Vídeo-documentário elaborado pela empresa Jequitibá Cultural, “Sapucaia” começa com urnas funerárias indígenas, ‘inspiradas formalmente em cumbuca da árvore da sapucaia’, como está escrito na contracapa do DVD. O texto explica a origem do nome do curta: trata-se de plantação brasileira, muito típica e admirada por ficar com folhagem rosada e flores roxas na primavera... A castanha vem dali, nas tais cumbucas... Estas podem ser usadas como objetos ‘utilitários e por forneceram água por entre as samambaias nascidas nas suas raízes’. Ao ser exibido em alguns festivais da região, correu a outras festas, com premiações e elogios retumbantes. A consagração ocorreu, porém, bem longe das matas e chapéus do Vale. Foi na cidade de Trento, na Itália, na décima edição do ‘Religion Today’, onde “Sapucaia” passou ha poucos meses. Patrocinado pela Nova Dutra, com os apoios da Fundação Cultural de Jacarehy José Maria de Abreu e prefeitura municipal, a fita ‘deu o que falar’... Continua a causar emoções nos locais onde é reproduzido, pois o som, por exemplo, foi montado por meio dos objetos dos índios. Quem o vê, se identifica de imediato. Não existe o ‘como não’. Somos nós todos.
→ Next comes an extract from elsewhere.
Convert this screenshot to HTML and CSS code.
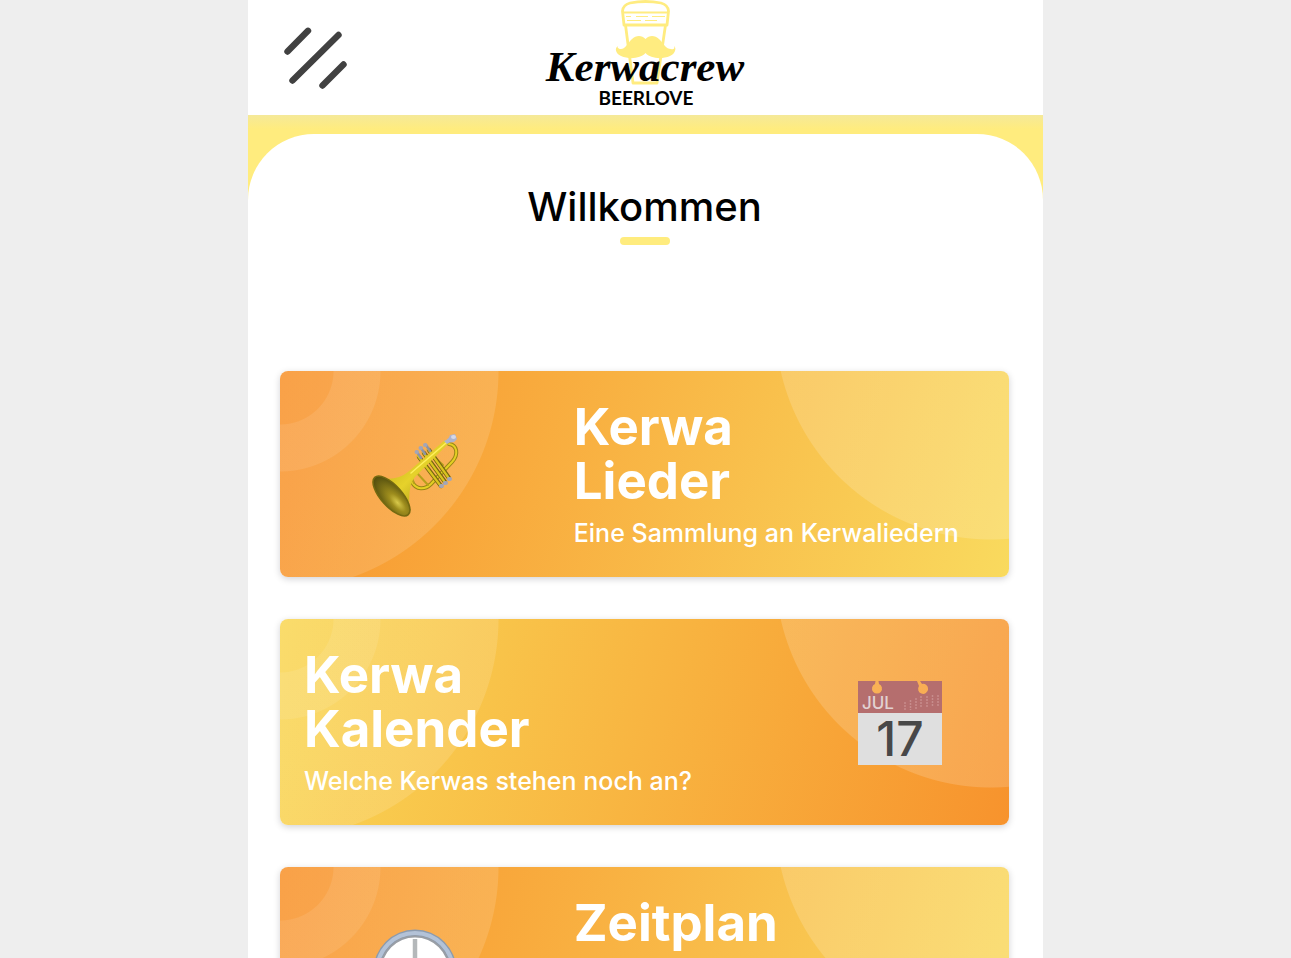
FILE: index.html
```html
<!DOCTYPE html>
<html lang="de">
<head>
<meta charset="utf-8">
<meta name="viewport" content="width=device-width, initial-scale=1">
<title>Kerwacrew</title>
<link rel="stylesheet" href="styles.css">
</head>
<body>
<div class="app">
  <header class="topbar">
    <button class="menu" type="button" aria-label="Menü">
      <svg width="64" height="62" viewBox="0 0 64 62" fill="none" stroke="#414141" stroke-width="6.4" stroke-linecap="round" aria-hidden="true">
        <path d="M4.500 24.500 25 3.800M9.500 53.500 55.500 8M39.500 58.500 60.500 37.500"/>
      </svg>
    </button>
    <a class="logo" href="#" aria-label="Kerwacrew Beerlove">
      <svg width="200" height="110" viewBox="0 0 200 110" aria-hidden="true">
        <g fill="none" stroke="#ffec80" stroke-width="2.800" stroke-linejoin="round">
          <path d="M78 25 76.500 11Q77 5 84 3Q99.500 0 115 3Q122 5 122.500 11L121 25Z"/>
          <path d="M77 12.500H122" stroke-width="1.800"/>
          <path d="M79.500 25 87 83H111L119.500 25"/>
          <path d="M80 16.500H85M90 16.500H102M106 16.500H119M81 20.500H95M99 20.500H111" stroke-width="1"/>
        </g>
        <path fill="#ffec80" d="M99.500 39C96 35 90 35 86 39C81 44 79 49 75 49C72 49 71 47 72 46C68 48 70 54 75 56C84 60 95 58 99.500 53C104 58 115 60 124 56C129 54 131 48 128 46C129 48 128 50 125 49C120 49 118 44 113 39C109 35 103 35 99.500 39Z"/>
        <text class="logo-name" x="99" y="81" text-anchor="middle">Kerwacrew</text>
        <text class="logo-sub" x="100" y="105" text-anchor="middle">BEERLOVE</text>
      </svg>
    </a>
  </header>
  <div class="stage">
    <main class="panel">
      <h1 class="title">Willkommen</h1>
      <nav class="cards">
        <a class="card card-warm" href="#">
          <span class="icon">
            <svg width="84" height="84" viewBox="0 0 84 84" fill="none" stroke-linecap="round" aria-hidden="true">
              <defs>
                <linearGradient id="brass" x1="0" y1="0" x2="1" y2="1"><stop offset="0" stop-color="#b29a12"/><stop offset=".5" stop-color="#e6d22b"/><stop offset="1" stop-color="#887512"/></linearGradient>
                <radialGradient id="bell" cx=".68" cy=".5" r=".65"><stop offset="0" stop-color="#d8c94a"/><stop offset=".35" stop-color="#9e8d1d"/><stop offset="1" stop-color="#55500f"/></radialGradient>
              </defs>
              <path d="M76 11C84 12 86 21 79 29L58 51C52 57 43 57 39 49" stroke="#988515" stroke-width="4"/>
              <path d="M76 11C84 12 86 21 79 29L58 51C52 57 43 57 39 49" stroke="#e4cf23" stroke-width="2"/>
              <path d="M44 40 55 52M60 23 70 32M44 40Q37 43 41 50" stroke="#b6a01b" stroke-width="2"/>
              <path d="M46 24 68 53M51 20 72 49M56 17 76 45" stroke="#766711" stroke-width="4.400"/>
              <path d="M45 23 67 52M50 19 71 48M55 16 75 44" stroke="#d9c41f" stroke-width="2.200"/>
              <path d="M3 44Q23 49 35 39L72 7 75 11 42 44Q34 53 37 80Z" fill="url(#brass)"/>
              <path d="M38 40 73 10" stroke="#fff05c" stroke-width="1.500"/>
              <ellipse cx="18.500" cy="63" rx="25" ry="10.500" transform="rotate(48 18.500 63)" fill="url(#bell)" stroke="#746910" stroke-width="1.600"/>
              <path d="M44 19 48 25M48 15 52 21M53 12 57 18" stroke="#8f94a5" stroke-width="2.500"/>
              <path d="M43.500 19H44M47.500 15H48M52 12H52.500M68 53H69M72 50H73M76 46H77" stroke="#a4a6b8" stroke-width="4"/>
              <path d="M71 8Q76 6 77 2L82 1 84 6 81 9Q76 9 74 11Z" fill="#aeb3cd"/>
              <ellipse cx="80.500" cy="4" rx="2.500" ry="2" fill="#d5d8e8"/>
            </svg>
          </span>
          <span class="copy">
            <span class="name">Kerwa<br>Lieder</span>
            <span class="note">Eine Sammlung an Kerwaliedern</span>
          </span>
        </a>
        <a class="card card-cool" href="#">
          <span class="copy">
            <span class="name">Kerwa<br>Kalender</span>
            <span class="note">Welche Kerwas stehen noch an?</span>
          </span>
          <span class="icon">
            <svg width="84" height="84" viewBox="0 0 84 84" aria-hidden="true">
              <path fill="#dfdfdf" d="M0 32H84V84H0Z"/>
              <path fill="#b56e6e" fill-rule="evenodd" d="M0 0H17.500L17 3A5 5 0 1 0 21 3L20.500 0H59L61 5A5 5 0 1 0 64 3L62 0H84V32H0Z"/>
              <path d="M47 21V29M52.500 19V29M58 17V28M63 15V27M69 15V26M74.500 14V25M80 14V25" stroke="#c78c8c" stroke-width="1.500" stroke-dasharray="2 1"/>
              <text class="cal-month" x="4" y="28">JUL</text>
              <text class="cal-day" x="42" y="75" text-anchor="middle">17</text>
            </svg>
          </span>
        </a>
        <a class="card card-warm" href="#">
          <span class="icon">
            <svg width="84" height="84" viewBox="0 0 84 84" aria-hidden="true">
              <circle cx="42" cy="42" r="41.500" fill="#8c9bae"/>
              <circle cx="42" cy="42" r="38" fill="none" stroke="#b3c2d7" stroke-width="4"/>
              <circle cx="42" cy="42" r="34.500" fill="#fff" stroke="#999ea5" stroke-width="2"/>
              <path d="M42 10V44L42 62" stroke="#b4b8ba" stroke-width="4.500"/>
            </svg>
          </span>
          <span class="copy">
            <span class="name">Zeitplan</span>
          </span>
        </a>
      </nav>
    </main>
  </div>
</div>
</body>
</html>
```
FILE: styles.css
```css
* {
  box-sizing: border-box;
}

body {
  margin: 0;
  background: #eee;
  color: #000;
  font-family: Inter, "Liberation Sans", sans-serif;
}

.app {
  display: flex;
  flex-direction: column;
  max-width: 795px;
  height: 100vh;
  margin: 0 auto;
  overflow: hidden;
  background: #fff;
}

.topbar {
  display: grid;
  grid-template-columns: 1fr auto 1fr;
  flex: none;
  align-items: center;
  height: 115px;
  padding: 0 35px;
}

.menu {
  justify-self: start;
  padding: 0;
  border: 0;
  background: none;
}

.menu svg,
.logo svg,
.icon svg {
  display: block;
  overflow: visible;
}

.logo {
  align-self: start;
  color: #000;
}

.logo-name {
  font: italic bold 43px "Liberation Serif", serif;
}

.logo-sub {
  font: 700 19px Lato, sans-serif;
}

.stage {
  flex: 1;
  padding-top: 19px;
  background: linear-gradient(#f5e999, #ffec7e 14px);
}

.panel {
  min-height: 100%;
  padding: 48px 34px 42px 32px;
  border-radius: 66px 66px 0 0;
  background: #fff;
}

.title {
  display: flex;
  flex-direction: column;
  align-items: center;
  margin: 0 0 126px;
  font-size: 40px;
  font-weight: 500;
  line-height: 50px;
}

.title::after {
  width: 50px;
  height: 8px;
  margin-top: 5px;
  border-radius: 4px;
  background: #ffec7e;
  content: "";
}

.cards {
  display: grid;
  gap: 42px;
}

.card {
  display: grid;
  min-height: 206px;
  border-radius: 8px;
  box-shadow: 0 2px 7px rgba(0, 0, 30, 0.18);
  color: #fff;
  text-decoration: none;
}

.card-warm {
  --base: linear-gradient(105deg, #f8932d, #f9da5e);
  grid-template-columns: minmax(0, 37fr) minmax(0, 63fr);
}

.card-cool {
  --base: linear-gradient(105deg, #f9d755, #f7932d);
  grid-template-columns: minmax(0, 70fr) minmax(0, 30fr);
}

.card-warm,
.card-cool {
  background:
    radial-gradient(circle at 0 0, transparent 53px, rgba(255, 255, 255, 0.09) 54px, rgba(255, 255, 255, 0.09) 100px, transparent 101px),
    radial-gradient(circle at 0 0, rgba(255, 255, 255, 0.13) 218px, transparent 219px),
    radial-gradient(circle at calc(100% - 18px) -47px, rgba(255, 255, 255, 0.16) 215px, transparent 216px),
    var(--base);
}

.icon {
  display: grid;
  place-items: center;
  padding-top: 2px;
}

.copy {
  display: flex;
  flex-direction: column;
  gap: 8px;
  padding: 29px 24px 27px;
  white-space: nowrap;
}

.name {
  font-size: 51px;
  font-weight: 700;
  line-height: 54px;
}

.note {
  font-size: 25px;
  font-weight: 500;
  line-height: 34px;
}

.cal-month {
  fill: #e2d2d2;
  font: 500 17px Inter, sans-serif;
}

.cal-day {
  fill: #484848;
  font: 500 48px Inter, sans-serif;
}
```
Sapucaia, do tupi, ‘fruto que faz saltar o olho; do guarani, ‘que fala aos gritos, anuncia em voz alta. O Vale do Paraíba é a mescla disto. Quem nasceu aqui, sabe o teor da terra. No filme de Silvia e Victor, nas raras frases balbuciadas pelos poucos personagens, sabemos, de qualquer maneira, quem são e o que realizam aquelas pessoas. Na verdade, é um ode à cultura caipira, desesperadamente em busca de se descobrir de novo. Ela, que andava atualmente tão escondida em becos de gozação. Mal lembrava anos antes, quando Amacio Mazzaropi enchia salas de cinema dizendo ‘porta’ e ‘porque’ com o ‘erre’ puxado ao limite do sertanejo. Como Rolando Boldrin faz brilhantemente em quase três décadas de ousadia. “Sapucaia” resgatou isso. E sem necessitar falar tanto. Nas imagens do curta, que merece cada aplauso dado pelo público, nossa descarada identidade arromba portas. Que assim seja.